:: WRITTEN INSTRUCTION ::
Copy each line that has the string "index" somewhere in it.

:: COLLECTED MATERIAL ::

---------------

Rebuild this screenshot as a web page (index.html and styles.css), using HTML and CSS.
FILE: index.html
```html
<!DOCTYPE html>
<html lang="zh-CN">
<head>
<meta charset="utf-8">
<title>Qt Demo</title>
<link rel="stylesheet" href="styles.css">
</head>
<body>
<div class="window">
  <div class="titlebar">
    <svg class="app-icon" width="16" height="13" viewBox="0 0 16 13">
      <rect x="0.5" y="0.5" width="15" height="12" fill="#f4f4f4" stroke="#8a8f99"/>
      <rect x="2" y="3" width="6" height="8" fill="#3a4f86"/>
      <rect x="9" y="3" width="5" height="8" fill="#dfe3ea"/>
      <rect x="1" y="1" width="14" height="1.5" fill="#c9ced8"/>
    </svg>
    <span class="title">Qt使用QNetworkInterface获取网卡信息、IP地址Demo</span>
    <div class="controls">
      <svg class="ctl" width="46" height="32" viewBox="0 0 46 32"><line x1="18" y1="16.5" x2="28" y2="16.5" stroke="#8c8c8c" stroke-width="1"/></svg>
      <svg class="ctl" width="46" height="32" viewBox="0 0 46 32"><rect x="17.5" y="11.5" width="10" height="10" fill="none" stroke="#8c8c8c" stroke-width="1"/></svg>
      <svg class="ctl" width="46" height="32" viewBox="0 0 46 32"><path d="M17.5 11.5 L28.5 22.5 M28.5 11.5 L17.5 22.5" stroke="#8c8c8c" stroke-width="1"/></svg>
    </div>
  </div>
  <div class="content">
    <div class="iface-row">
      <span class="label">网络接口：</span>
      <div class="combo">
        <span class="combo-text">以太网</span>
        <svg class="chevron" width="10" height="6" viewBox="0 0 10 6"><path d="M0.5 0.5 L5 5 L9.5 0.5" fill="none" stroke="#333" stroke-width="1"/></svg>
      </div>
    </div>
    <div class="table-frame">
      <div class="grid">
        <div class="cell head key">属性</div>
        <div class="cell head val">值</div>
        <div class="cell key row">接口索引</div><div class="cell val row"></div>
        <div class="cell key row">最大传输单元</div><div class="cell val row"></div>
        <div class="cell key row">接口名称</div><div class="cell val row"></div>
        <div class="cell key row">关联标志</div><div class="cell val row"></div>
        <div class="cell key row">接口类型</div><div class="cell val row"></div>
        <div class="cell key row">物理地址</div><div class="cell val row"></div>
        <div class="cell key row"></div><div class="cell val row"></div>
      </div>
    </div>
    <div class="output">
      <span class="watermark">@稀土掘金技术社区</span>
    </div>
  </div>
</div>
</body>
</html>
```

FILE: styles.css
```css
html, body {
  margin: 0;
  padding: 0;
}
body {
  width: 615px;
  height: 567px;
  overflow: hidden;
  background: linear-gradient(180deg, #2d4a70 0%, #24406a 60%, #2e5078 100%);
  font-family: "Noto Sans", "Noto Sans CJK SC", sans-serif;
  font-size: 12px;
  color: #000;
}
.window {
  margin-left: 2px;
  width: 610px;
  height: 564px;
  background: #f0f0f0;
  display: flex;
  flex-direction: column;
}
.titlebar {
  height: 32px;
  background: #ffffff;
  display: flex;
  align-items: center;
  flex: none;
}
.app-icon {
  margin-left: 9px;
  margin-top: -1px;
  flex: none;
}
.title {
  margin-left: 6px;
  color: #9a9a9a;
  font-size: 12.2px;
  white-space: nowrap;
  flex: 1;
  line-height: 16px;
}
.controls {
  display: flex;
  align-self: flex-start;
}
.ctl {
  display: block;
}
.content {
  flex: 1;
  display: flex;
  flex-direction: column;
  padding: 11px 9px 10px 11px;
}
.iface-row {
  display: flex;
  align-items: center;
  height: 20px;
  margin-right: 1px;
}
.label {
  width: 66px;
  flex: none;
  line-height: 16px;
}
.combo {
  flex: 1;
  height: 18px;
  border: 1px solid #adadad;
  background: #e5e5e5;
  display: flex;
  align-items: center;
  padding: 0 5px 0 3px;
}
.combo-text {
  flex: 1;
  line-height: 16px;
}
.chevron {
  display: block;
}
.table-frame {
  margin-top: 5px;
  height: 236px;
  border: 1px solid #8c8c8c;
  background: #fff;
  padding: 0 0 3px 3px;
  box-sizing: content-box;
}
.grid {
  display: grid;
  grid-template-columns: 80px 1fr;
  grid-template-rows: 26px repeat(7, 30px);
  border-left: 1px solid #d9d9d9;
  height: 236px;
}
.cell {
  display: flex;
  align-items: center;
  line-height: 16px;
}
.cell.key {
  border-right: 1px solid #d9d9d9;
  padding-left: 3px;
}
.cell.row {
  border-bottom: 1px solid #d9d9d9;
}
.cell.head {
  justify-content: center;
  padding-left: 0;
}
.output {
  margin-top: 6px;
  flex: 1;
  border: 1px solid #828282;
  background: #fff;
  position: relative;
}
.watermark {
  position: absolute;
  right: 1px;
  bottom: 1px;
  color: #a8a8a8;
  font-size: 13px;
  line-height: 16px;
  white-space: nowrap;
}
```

---------------

:: SOLUTION TO THE PROBLEM ::
Rebuild this screenshot as a web page (index.html and styles.css), using HTML and CSS.
FILE: index.html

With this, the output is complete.